The long-term goal of this project is to identify new therapeutics that are effective after a stroke has occurred to stimulate recovery of cognitive and motor function. Stroke-induced dysfunction is the result of neuronal injury and death, and mitochondrial dysfunction is implicated in these processes. Currently, drug therapy to treat stroke is limited to TPA, which must be administered within 6h of a stroke. This window is too short and TPA has significant side effects. In addition, therapies are needed that not only treat the initial phase of stroke induced cellular dysfunction but also will enhance the chronic phase recovery of function and produce enduring benefits. Our preliminary studies revealed that mitochondrial dysfunction occurred in ipsilesion cortex and striatum following experimental focal sensorimotor cortex (SMC) ischemic stroke and persisted over the first week. Consequently, we propose that therapeutics that increase mitochondrial biogenesis (MB) will promote recovery from stroke in both adult and aged mice. As part of our drug discovery program to identify chemicals that induce MB, formoterol, a specific long-acting ?2-adrenergic receptor (?2AR) agonist, was identified. Formoterol is an FDA-approved drug to treat asthma. Preliminary studies demonstrated that formoterol induced MB in nave animals. Additionally, our preliminary studies revealed that formoterol administered 24h after stroke improved forelimb motor recovery after six days. Finally, preliminary studies demonstrated that daily formoterol administration, beginning 24h after experimental stroke and continuing daily during forelimb rehabilitative treatment (RT) for 15 days, improved forelimb motor recovery compared to vehicle administration with or without RT. More specifically, we hypothesize that stimulating MB with formoterol after stroke will 1) improve mitochondrial function early after stroke, thus decreasing motor impairments and 2) during RT will improve the efficacy of RT by supporting experience-dependent neuronal remodeling and repair in adult and aged mice. We hypothesize that the combination of formoterol and RT will be most beneficial in aged stroke animals.

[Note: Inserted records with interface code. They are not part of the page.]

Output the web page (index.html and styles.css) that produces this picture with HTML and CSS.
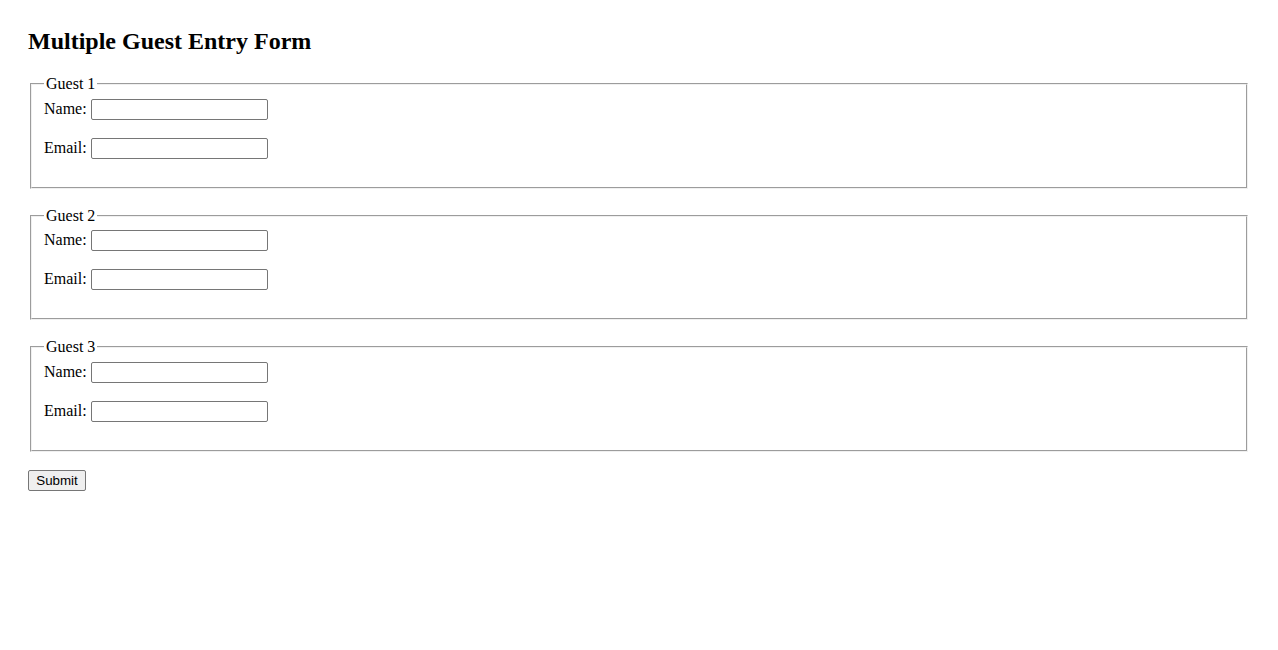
FILE: index.html
```html
<!DOCTYPE html>
<html lang="en">
<head>
<meta charset="utf-8">
<title>Multiple Guest Entry Form</title>
<link rel="stylesheet" href="styles.css">
</head>
<body>
<div class="page">
  <h2 class="title">Multiple Guest Entry Form</h2>
  <form class="guest-form">
    <fieldset class="guest">
      <legend>Guest 1</legend>
      <div class="row"><label for="n1">Name:</label> <input class="field" type="text" id="n1"></div>
      <div class="row"><label for="e1">Email:</label> <input class="field" type="email" id="e1"></div>
    </fieldset>
    <fieldset class="guest">
      <legend>Guest 2</legend>
      <div class="row"><label for="n2">Name:</label> <input class="field" type="text" id="n2"></div>
      <div class="row"><label for="e2">Email:</label> <input class="field" type="email" id="e2"></div>
    </fieldset>
    <fieldset class="guest">
      <legend>Guest 3</legend>
      <div class="row"><label for="n3">Name:</label> <input class="field" type="text" id="n3"></div>
      <div class="row"><label for="e3">Email:</label> <input class="field" type="email" id="e3"></div>
    </fieldset>
    <button type="submit" class="submit">Submit</button>
  </form>
</div>
</body>
</html>
```

FILE: styles.css
```css
body {
  margin: 8px;
  font-family: "Liberation Serif", "Times New Roman", serif;
  font-size: 16px;
  color: #000;
  background: #fff;
}
.page {
  padding: 20px;
}
.title {
  font-size: 24px;
  font-weight: bold;
  margin: 0 0 19.92px;
}
.guest {
  margin: 0 2px 18px;
  border: 2px groove #f0f0f0;
  padding: 5.6px 12px 10px;
}
.guest legend {
  padding: 0 2px;
}
.row {
  height: 21px;
  margin-bottom: 18px;
}
.field {
  box-sizing: border-box;
  width: 177px;
  height: 21px;
  border: 1px solid #767676;
  border-radius: 2px;
  font-family: "Liberation Sans", Arial, sans-serif;
  font-size: 13.33px;
  padding: 1px 2px;
  vertical-align: baseline;
}
.submit {
  font-family: "Liberation Sans", Arial, sans-serif;
  font-size: 13.33px;
  padding: 1px 6px;
  min-width: 58px;
  border: 1px solid #767676;
  border-radius: 2px;
  background: #efefef;
  height: 21px;
}
```
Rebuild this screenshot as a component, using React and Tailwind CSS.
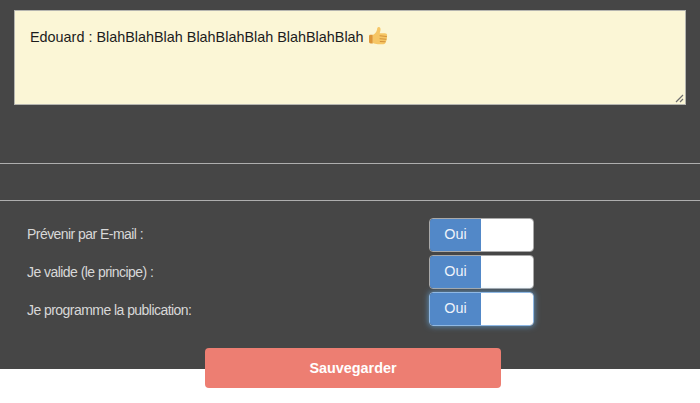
import React from 'react';

const rows = [
  { label: 'Prévenir par E-mail :', focus: false },
  { label: 'Je valide (le principe) :', focus: false },
  { label: 'Je programme la publication:', focus: true },
];

function Thumb() {
  return (
    <svg width="20" height="20" viewBox="0 0 19 19" className="ml-[4px] mt-[-3px] shrink-0">
      <path d="M1 9.5 C1 8.6 1.6 8.2 2.4 8.2 L4.6 8.2 L4.6 16.6 L2.6 16.6 C1.6 16.6 1 16 1 15 Z" fill="#dd9638" />
      <path d="M4.6 8.6 C6.6 7.4 8.2 5.6 8.6 3.4 C8.8 2.2 9 1 10.2 1 C11.6 1 12.1 2.4 11.9 3.9 C11.8 5 11.4 5.9 11.1 6.8 L16 6.8 C17.4 6.8 18.2 7.6 18.2 8.6 C18.2 9.3 17.9 9.7 17.6 10 C18 10.4 18.2 10.8 18.1 11.4 C18 12 17.7 12.3 17.3 12.6 C17.6 13 17.7 13.5 17.5 14 C17.3 14.5 17 14.8 16.5 15 C16.7 15.4 16.7 15.9 16.4 16.4 C16 17 15.3 17.3 14.4 17.3 L9.4 17.3 C7.4 17.3 6 16.8 4.6 16.2 Z" fill="#f6c665" />
      <path d="M11.4 9.3 L17.6 10 M11.4 12.1 L17.3 12.6 M11.6 14.7 L16.5 15" stroke="#d08f38" strokeWidth="0.9" fill="none" strokeLinecap="round" />
    </svg>
  );
}

function Toggle({ focus }) {
  return (
    <div className={`flex h-[34px] w-[105px] overflow-hidden rounded-[4px] border ${focus ? 'border-[#8fb8e4] shadow-[0_0_6px_rgba(102,175,233,0.8)]' : 'border-[#a9a9a9]'}`}>
      <div className="flex w-[51px] items-center justify-center bg-[#5288c8] text-[14.4px] text-[#eef3fa]">Oui</div>
      <div className="flex-1 bg-white" />
    </div>
  );
}

export default function App() {
  return (
    <div className="h-[403px] w-[700px] overflow-hidden bg-white font-['Liberation_Sans',Arial,sans-serif]">
      <div className="h-[369px] bg-[#464646] pt-[10px]">
        <div className="relative mx-[14px] h-[95px] border border-[#b5b5b0] bg-[#fbf6d6] pl-[15px] pt-[16px]">
          <div className="flex items-center text-[14.4px] leading-[20px] text-[#1c1c1c]">
            Edouard : BlahBlahBlah BlahBlahBlah BlahBlahBlah
            <Thumb />
          </div>
          {/* poignée du textarea */}
          <svg width="9" height="9" viewBox="0 0 9 9" className="absolute bottom-[1px] right-[1px]">
            <path d="M1 8 L8 1 M5 8 L8 5" stroke="#6e6e6e" strokeWidth="1.2" />
          </svg>
        </div>

        <div className="mt-[58px] h-[38px] border-y border-[#aeaeae]" />

        <div className="mt-[16px] flex justify-between pl-[27px] pr-[166px]">
          <div className="flex flex-col">
            {rows.map((row) => (
              <div key={row.label} className="flex h-[38px] items-center pb-[4px] text-[14px] font-light tracking-[-0.55px] text-[#d8d8d8]">
                {row.label}
              </div>
            ))}
          </div>
          <div className="flex flex-col gap-[3px] pt-[1px]">
            {rows.map((row) => (
              <Toggle key={row.label} focus={row.focus} />
            ))}
          </div>
        </div>

        <div className="mt-[17px] pl-[205px]">
          <button className="h-[40px] w-[296px] rounded-[4px] bg-[#ed7e72] pt-[1px] text-[14.4px] font-bold text-white">
            Sauvegarder
          </button>
        </div>
      </div>
    </div>
  );
}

Specific Aim 1 : Elucidate the optimal formoterol dose to induce MB, restore MF, and improve behavioral outcomes after experimental stroke in adult and aged mice.
Specific Aim 2 : Determine the efficacy of formoterol and forelimb rehabilitative training (RT) following experimental stroke to enhance MF, MB, structural plasticity and behavioral outcomes in adult mice.
Specific Aim 3. Determine the efficacy of formoterol and forelimb rehabilitative training (RT) following experimental stroke to enhance MF, MB, structural plasticity and behavioral outcomes in aged mice. Successful completion of these studies will provide strong evidence for the dose, timing and persistence of formoterol-induced recovery from stroke and a possible mechanism underlying these findings, providing new targets for rehabilitative training adjunctive treatments. Since formoterol is already an FDA approved drug, successful completion of these studies could rapidly lead to translational clinical trials for young and older human stroke survivor.
There are few clinically available pharmacological treatments to reduce the devastating impact of stroke. These studies will investigate whether treatment with formoterol, an FDA-approved drug, will enhance mitochondrial function, resulting in a reduction in neuronal death and improved behavioral outcomes following stroke.